Nafis Fathima (born 6 April 1963) was a Syndicate Member of the Bangalore University from Sept 2015 to July 2018 and Secretary of Karnataka Pradesh Congress Committee from 2009 to July 2017. She was the President of Karnataka Cancer Society for two terms, (an NGO working for the early detection and cure of Cancer by conducting various camps, talks etc. for the underprivileged) and an activist of the Indian National Congress. She had been the General Secretary of the Karnataka Pradesh Congress Committee from 1999 to 2002.

== Personal information ==
Nafis Fathima was born in Bangalore and she completed her Bachelor of Science from Nijalingappa College of Arts, Science & Commerce where she was a student leader. She later did her Master of Arts with Political Science as her subject.

She was married to Mr. Noor Ahamed Shariff on 9 January 1983 and has one son.

== Political biography ==
She had entered active politics in the year 1990, when she had contested to the elections of the Bangalore City Corporation thereafter she has been actively participating in the activities of the Indian National Congress in Karnataka beginning from the block level as the President of the Women's wing and became the state General Secretary (KPCC) under the President-ship of Mr. S.M. Krishna. She has held various positions of the party, and is now the Secretary of Karnataka Pradesh Congress Committee.

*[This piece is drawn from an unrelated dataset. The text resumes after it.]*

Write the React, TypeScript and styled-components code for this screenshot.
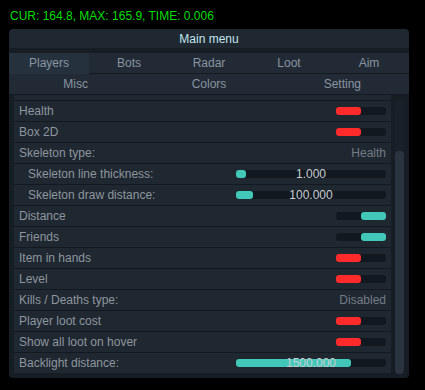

She has held various other positions like the Member of Board of Management of the University of Agricultural Sciences, Raichur and Bangalore, Karnataka and vice-president of the Karnataka State Industrial Bank Ltd., Member of Programme Committee, Doordarshan, Bangalore, Member of ZRUCC, Southern Railways, Member of Advisory Committee, All India Radio, and Member of the Family Planning Association of India.

== Positions held ==
- Party positions
- President, Malleswaram West Mahila Congress Committee (I) from 1991 to 1995.
- General Secretary Malleswaram West Congress Committee (I) from 1992 to 1995.
- Joint Secretary, KPCC (I) Minority Cell from 1997 to 2002.
- General Secretary, Karnataka Pradesh Congress Committee (I).
- Member KPCC., Hebbal Block from 2002 to 2005.
- Co-opted member to the KPCC from 2005 to 2010.

- Other positions
- Member, State Advisory Committee, Health & Family Welfare Department, Government of Karnataka
- Member, All India Handicrafts Board (under the Ministry of Textiles, Govt. of India).
- Member of the Board of Management of the University of Agricultural Sciences, Bangalore.
- Member of the Board of Management of the University of Agricultural Sciences, Raichur.
- Member, Family Planning Association of India, Bangalore.
- Programme Co-ordinator for INTUC., Danida Programmes, New Delhi.
- Member of Programme Committee, Doordarshan, Bangalore
- Member of ZRUCC, Southern Railways.
- Member of Advisory Committee, All India Radio, Bangalore.
- President of the Karnataka Cancer Society.
- Vice President of Karnataka State Industrial Bank Ltd.
- President of the Yelahanka Local Association of Bharath Scouts and Guides.